For a specific project then, we can subclass WebScraper and overload or implement methods as needed. For the lab, we scraped the practice site http://books.toscrape.com, so lets make a BookScraper.

class BookScraper (WebScraper):

    def extract_data(self, page) -> dict:
        book_data = {}
        # toscrape.com specific data collection
        return book_data

books = BookScraper('http://books.toscrape.com')
books.crawl()

This is good and all, but there are a handful of reasons I might not want to reuse code via inheritence. You'll notice, for example, that we made some decisions writing that class that aren't necessarily general. Like what if I really wanted to store state in JSON for one or more projects? Most solutions to make that happen are going to depart from the interface defined by our original WebScraper class one way or another.

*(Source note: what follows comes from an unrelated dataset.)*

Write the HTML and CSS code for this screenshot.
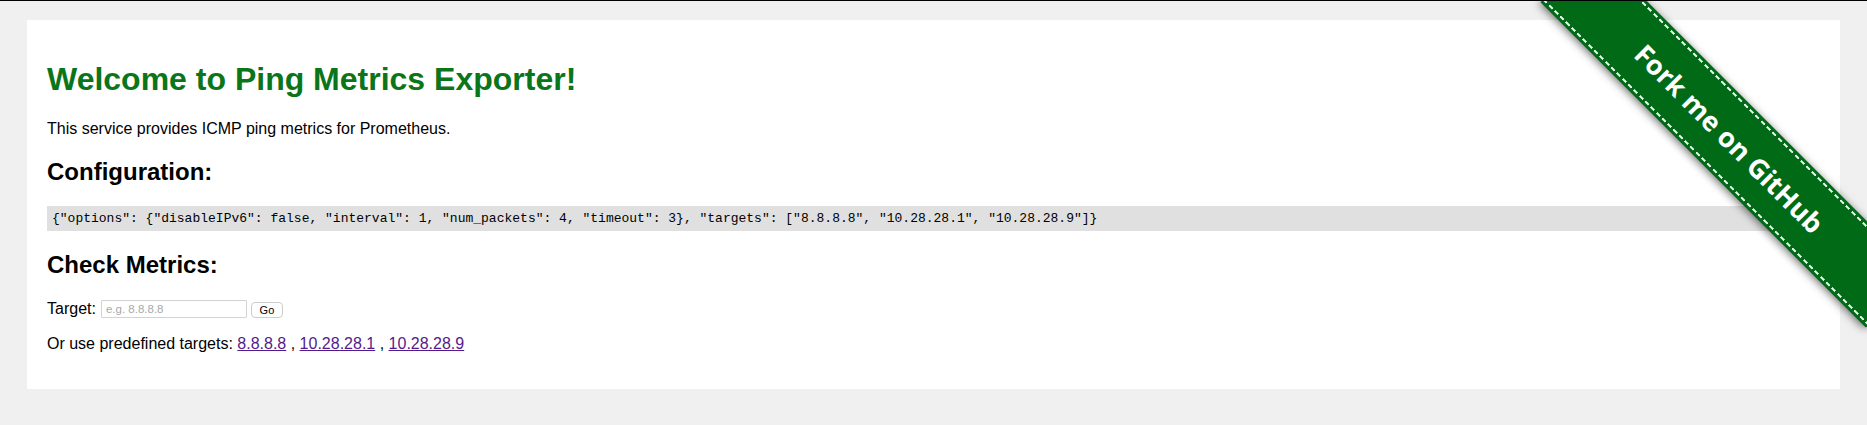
FILE: index.html
```html
<!DOCTYPE html>
<html lang="en">
<head>
<meta charset="utf-8">
<title>Ping Metrics Exporter</title>
<link rel="stylesheet" href="styles.css">
</head>
<body>
<div class="card">
  <h1 class="title">Welcome to Ping Metrics Exporter!</h1>
  <p class="text">This service provides ICMP ping metrics for Prometheus.</p>
  <h2 class="subtitle">Configuration:</h2>
  <pre class="config">{"options": {"disableIPv6": false, "interval": 1, "num_packets": 4, "timeout": 3}, "targets": ["8.8.8.8", "10.28.28.1", "10.28.28.9"]}</pre>
  <h2 class="subtitle">Check Metrics:</h2>
  <form class="check" action="#">
    <label class="check-label" for="target">Target:</label>
    <input class="check-input" id="target" type="text" placeholder="e.g. 8.8.8.8">
    <button class="check-button" type="button">Go</button>
  </form>
  <p class="text">Or use predefined targets: <a class="target-link" href="#">8.8.8.8</a> , <a class="target-link" href="#">10.28.28.1</a> , <a class="target-link" href="#">10.28.28.9</a></p>
</div>
<a class="ribbon" href="#"><span class="ribbon-band">Fork me on GitHub</span></a>
</body>
</html>
```
FILE: styles.css
```css
html {
  background: #f0f0f0;
}

body {
  margin: 0;
  padding: 19px 27px 0;
  border-top: 1px solid #000;
  background: #f0f0f0;
  font-family: "Liberation Sans", Arial, Helvetica, sans-serif;
  font-size: 16px;
  color: #000;
}

.card {
  background: #fff;
  padding: 20px;
}

.title {
  font-size: 32px;
  font-weight: bold;
  margin: 21.44px 0;
  color: #0a7519;
}

.text {
  margin: 16px 0;
}

.subtitle {
  font-size: 24px;
  font-weight: bold;
  margin: 19.92px 0;
}

.config {
  margin: 13px 0;
  padding: 5px;
  background: #e0e0e0;
  font-family: "Liberation Mono", "Courier New", monospace;
  font-size: 13px;
  white-space: pre;
}

.check {
  display: flex;
  align-items: center;
  gap: 4px;
  height: 20px;
  margin: 16px 0;
}

.check-label {
  line-height: 20px;
}

.check-input {
  box-sizing: border-box;
  width: 146px;
  height: 18px;
  margin: 0 0 0 1px;
  padding: 0 4px;
  border: 1px solid #d3d3d3;
  border-radius: 1px;
  font-family: "Liberation Sans", Arial, sans-serif;
  font-size: 11.5px;
  color: #000;
  background: #fff;
}

.check-input::placeholder {
  color: #a9a9a9;
}

.check-button {
  box-sizing: border-box;
  width: 32px;
  height: 16px;
  margin: 2px 0 0;
  padding: 0;
  border: 1px solid #cdcdcd;
  border-radius: 4px;
  background: #fff;
  font-family: "Liberation Sans", Arial, sans-serif;
  font-size: 11px;
  color: #000;
  line-height: 14px;
}

.target-link {
  color: #551a8b;
  text-decoration: underline;
}

.ribbon {
  position: absolute;
  top: 1px;
  right: 0;
  width: 350px;
  height: 350px;
  overflow: hidden;
  text-decoration: none;
}

.ribbon-band {
  position: absolute;
  left: -17px;
  top: 99px;
  width: 460px;
  height: 76px;
  display: flex;
  align-items: center;
  justify-content: center;
  background: #006a16;
  color: #fff;
  font-family: "Open Sans", "Noto Sans", sans-serif;
  font-weight: 700;
  font-size: 27px;
  transform: rotate(45deg);
  box-shadow: 0 2px 9px rgba(0, 0, 0, 0.55);
}

.ribbon-band::before,
.ribbon-band::after {
  content: "";
  position: absolute;
  left: 0;
  right: 0;
  height: 2px;
  background: repeating-linear-gradient(90deg, rgba(255, 255, 255, 0.95) 0 5px, transparent 5px 8px);
}

.ribbon-band::before {
  top: 3px;
}

.ribbon-band::after {
  bottom: 3px;
}
```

Luckily, there is another option. What if we could make an object that lets us, say... iterate over all the pages in a website? Our core, common function in this code is crawling through the website, after all. Everything else, from file types to data extracted, depends on the requirements of the specific project. So instead of a WebScraper and ever more specific subclasses, lets implement a SiteCrawler.

class SiteCrawler:

    # class data and methods for get requests omitted for brevity

    def __init__(self, domain, start='/index.html'):
        self._to_visit = [urljoin(domain, start)]
        self._visited = {}

    def __iter__(self):
        while len(self._links) > 0:
            link = self._to_visit.pop()
            response = get(link)
            if response.ok:
                # Add link to _visited
                # Parse the page
                # Extract links and add any new ones to _to_visit
                yield page

Now our object has only one job: crawl through a website and collect (and yield) pages. We might want to add some code to get specific pages or our state variable for serialization, but ultimately, we'll leave the practical decisions unrelated to webcrawling to project-specific code.